------ Data block ------

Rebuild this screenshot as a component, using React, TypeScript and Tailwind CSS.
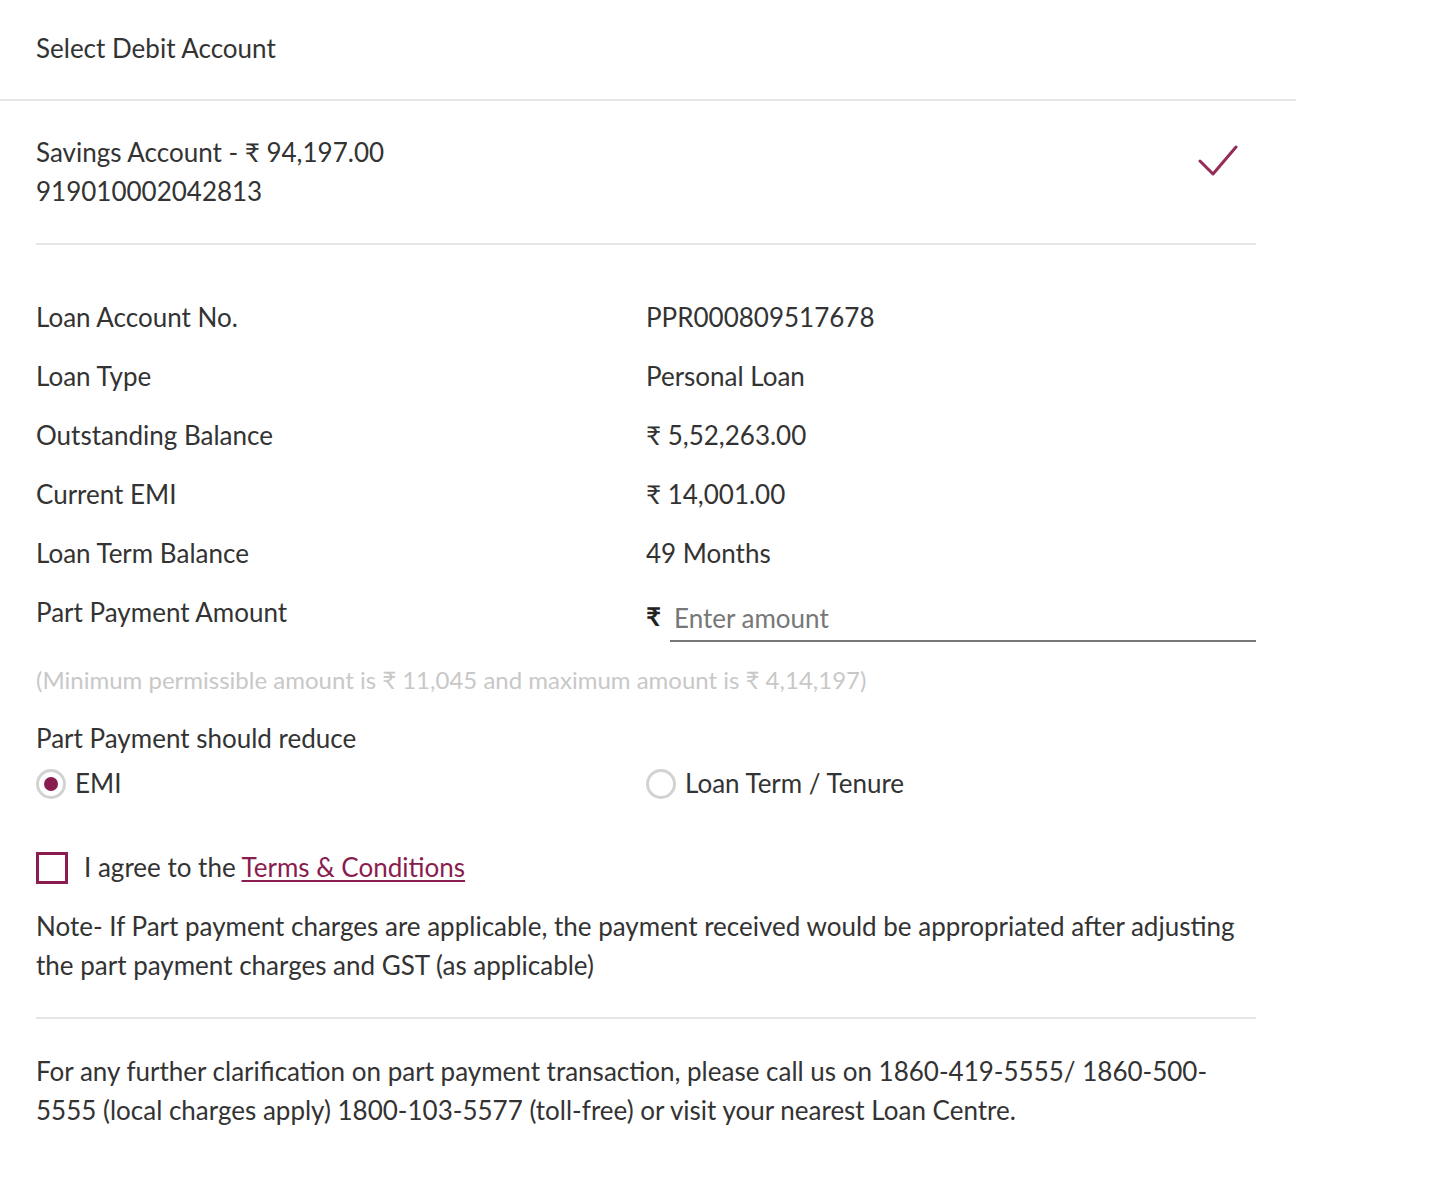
import { useState } from "react";

const details = [
  { label: "Loan Account No.", value: "PPR000809517678" },
  { label: "Loan Type", value: "Personal Loan" },
  { label: "Outstanding Balance", value: "₹ 5,52,263.00" },
  { label: "Current EMI", value: "₹ 14,001.00" },
  { label: "Loan Term Balance", value: "49 Months" },
];

function Radio({ checked, label, onClick }: { checked: boolean; label: string; onClick: () => void }) {
  return (
    <button type="button" onClick={onClick} className="flex h-[39px] items-center gap-[9px] text-left">
      <span className="flex h-[30px] w-[30px] items-center justify-center rounded-full border-[3px] border-[#d2d2d2]">
        {checked && <span className="h-[14px] w-[14px] rounded-full bg-[#8a1d4f]" />}
      </span>
      <span>{label}</span>
    </button>
  );
}

export default function App() {
  const [reduce, setReduce] = useState<"emi" | "tenure">("emi");
  const [agreed, setAgreed] = useState(false);
  const [amount, setAmount] = useState("");

  return (
    <div className="min-h-[1194px] bg-white font-['Lato',sans-serif] text-[26px] leading-[39px] text-[#333333]">
      <div className="w-[1296px]">
        <div className="flex h-[101px] items-center border-b-2 border-[#e6e6e6] px-9 pb-[2px]">
          Select Debit Account
        </div>

        <div className="pl-9 pr-10">
          {/* debit account */}
          <div className="flex items-start justify-between border-b-2 border-[#e6e6e6] pt-[32px] pb-[32px]">
            <div>
              <div>Savings Account - ₹ 94,197.00</div>
              <div>919010002042813</div>
            </div>
            <svg width="40" height="34" viewBox="0 0 40 34" className="mt-[11px] mr-[18px]">
              <path d="M2 17 L15 30 L38 3" fill="none" stroke="#952b58" strokeWidth="3" strokeLinecap="round" strokeLinejoin="round" />
            </svg>
          </div>

          {/* loan details */}
          <div className="mt-[43px] grid grid-cols-2">
            {details.map(({ label, value }) => (
              <div key={label} className="col-span-2 grid h-[59px] grid-cols-2 items-center">
                <div>{label}</div>
                <div>{value}</div>
              </div>
            ))}
            <div className="col-span-2 grid h-[59px] grid-cols-2">
              <div className="flex items-center">Part Payment Amount</div>
              <div className="flex items-end">
                <div className="flex h-[44px] w-full items-center">
                  <span className="mb-[8px] w-[24px] font-bold text-[#222]">₹</span>
                  <input
                    value={amount}
                    onChange={(e) => setAmount(e.target.value)}
                    placeholder="Enter amount"
                    className="h-full flex-1 border-b-2 border-[#777] bg-transparent px-[4px] pb-[2px] outline-none placeholder:text-[#777]"
                  />
                </div>
              </div>
            </div>
          </div>

          <div className="mt-[23px] text-[24px] leading-[30px] text-[#c8c8c8]">
            (Minimum permissible amount is ₹ 11,045 and maximum amount is ₹ 4,14,197)
          </div>

          <div className="mt-[24px]">Part Payment should reduce</div>
          <div className="mt-[6px] grid grid-cols-2">
            <Radio checked={reduce === "emi"} label="EMI" onClick={() => setReduce("emi")} />
            <Radio checked={reduce === "tenure"} label="Loan Term / Tenure" onClick={() => setReduce("tenure")} />
          </div>

          <label className="mt-[45px] flex h-[39px] cursor-pointer items-center gap-[16px]">
            <input type="checkbox" checked={agreed} onChange={(e) => setAgreed(e.target.checked)} className="peer sr-only" />
            <span className="flex h-[32px] w-[32px] items-center justify-center border-[3px] border-[#8a1d4f]">
              {agreed && <span className="h-[14px] w-[14px] bg-[#8a1d4f]" />}
            </span>
            <span>
              I agree to the{" "}
              <a href="#" className="text-[#8a1d4f] underline underline-offset-[3px]">
                Terms &amp; Conditions
              </a>
            </span>
          </label>

          <p className="mt-[20px]">
            Note- If Part payment charges are applicable, the payment received would be appropriated after adjusting the
            part payment charges and GST (as applicable)
          </p>

          <div className="mt-[32px] border-b-2 border-[#e6e6e6]" />

          <p className="mt-[33px]">
            For any further clarification on part payment transaction, please call us on 1860-419-5555/ 1860-500-5555 (local
            charges apply) 1800-103-5577 (toll-free) or visit your nearest Loan Centre.
          </p>
        </div>
      </div>
    </div>
  );
}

------

> [The request]: Retype each line of the listing above word for word. Exclude the pictures.

> [The output]:
Rebuild this screenshot as a component, using React, TypeScript and Tailwind CSS.
import { useState } from "react";

const details = [
  { label: "Loan Account No.", value: "PPR000809517678" },
  { label: "Loan Type", value: "Personal Loan" },
  { label: "Outstanding Balance", value: "₹ 5,52,263.00" },
  { label: "Current EMI", value: "₹ 14,001.00" },
  { label: "Loan Term Balance", value: "49 Months" },
];

function Radio({ checked, label, onClick }: { checked: boolean; label: string; onClick: () => void }) {
  return (
    <button type="button" onClick={onClick} className="flex h-[39px] items-center gap-[9px] text-left">
      <span className="flex h-[30px] w-[30px] items-center justify-center rounded-full border-[3px] border-[#d2d2d2]">
        {checked && <span className="h-[14px] w-[14px] rounded-full bg-[#8a1d4f]" />}
      </span>
      <span>{label}</span>
    </button>
  );
}

export default function App() {
  const [reduce, setReduce] = useState<"emi" | "tenure">("emi");
  const [agreed, setAgreed] = useState(false);
  const [amount, setAmount] = useState("");

  return (
    <div className="min-h-[1194px] bg-white font-['Lato',sans-serif] text-[26px] leading-[39px] text-[#333333]">
      <div className="w-[1296px]">
        <div className="flex h-[101px] items-center border-b-2 border-[#e6e6e6] px-9 pb-[2px]">
          Select Debit Account
        </div>

        <div className="pl-9 pr-10">
          {/* debit account */}
          <div className="flex items-start justify-between border-b-2 border-[#e6e6e6] pt-[32px] pb-[32px]">
            <div>
              <div>Savings Account - ₹ 94,197.00</div>
              <div>919010002042813</div>
            </div>
            <svg width="40" height="34" viewBox="0 0 40 34" className="mt-[11px] mr-[18px]">
              <path d="M2 17 L15 30 L38 3" fill="none" stroke="#952b58" strokeWidth="3" strokeLinecap="round" strokeLinejoin="round" />
            </svg>
          </div>

          {/* loan details */}
          <div className="mt-[43px] grid grid-cols-2">
            {details.map(({ label, value }) => (
              <div key={label} className="col-span-2 grid h-[59px] grid-cols-2 items-center">
                <div>{label}</div>
                <div>{value}</div>
              </div>
            ))}
            <div className="col-span-2 grid h-[59px] grid-cols-2">
              <div className="flex items-center">Part Payment Amount</div>
              <div className="flex items-end">
                <div className="flex h-[44px] w-full items-center">
                  <span className="mb-[8px] w-[24px] font-bold text-[#222]">₹</span>
                  <input
                    value={amount}
                    onChange={(e) => setAmount(e.target.value)}
                    placeholder="Enter amount"
                    className="h-full flex-1 border-b-2 border-[#777] bg-transparent px-[4px] pb-[2px] outline-none placeholder:text-[#777]"
                  />
                </div>
              </div>
            </div>
          </div>

          <div className="mt-[23px] text-[24px] leading-[30px] text-[#c8c8c8]">
            (Minimum permissible amount is ₹ 11,045 and maximum amount is ₹ 4,14,197)
          </div>

          <div className="mt-[24px]">Part Payment should reduce</div>
          <div className="mt-[6px] grid grid-cols-2">
            <Radio checked={reduce === "emi"} label="EMI" onClick={() => setReduce("emi")} />
            <Radio checked={reduce === "tenure"} label="Loan Term / Tenure" onClick={() => setReduce("tenure")} />
          </div>

          <label className="mt-[45px] flex h-[39px] cursor-pointer items-center gap-[16px]">
            <input type="checkbox" checked={agreed} onChange={(e) => setAgreed(e.target.checked)} className="peer sr-only" />
            <span className="flex h-[32px] w-[32px] items-center justify-center border-[3px] border-[#8a1d4f]">
              {agreed && <span className="h-[14px] w-[14px] bg-[#8a1d4f]" />}
            </span>
            <span>
              I agree to the{" "}
              <a href="#" className="text-[#8a1d4f] underline underline-offset-[3px]">
                Terms &amp; Conditions
              </a>
            </span>
          </label>

          <p className="mt-[20px]">
            Note- If Part payment charges are applicable, the payment received would be appropriated after adjusting the
            part payment charges and GST (as applicable)
          </p>

          <div className="mt-[32px] border-b-2 border-[#e6e6e6]" />

          <p className="mt-[33px]">
            For any further clarification on part payment transaction, please call us on 1860-419-5555/ 1860-500-5555 (local
            charges apply) 1800-103-5577 (toll-free) or visit your nearest Loan Centre.
          </p>
        </div>
      </div>
    </div>
  );
}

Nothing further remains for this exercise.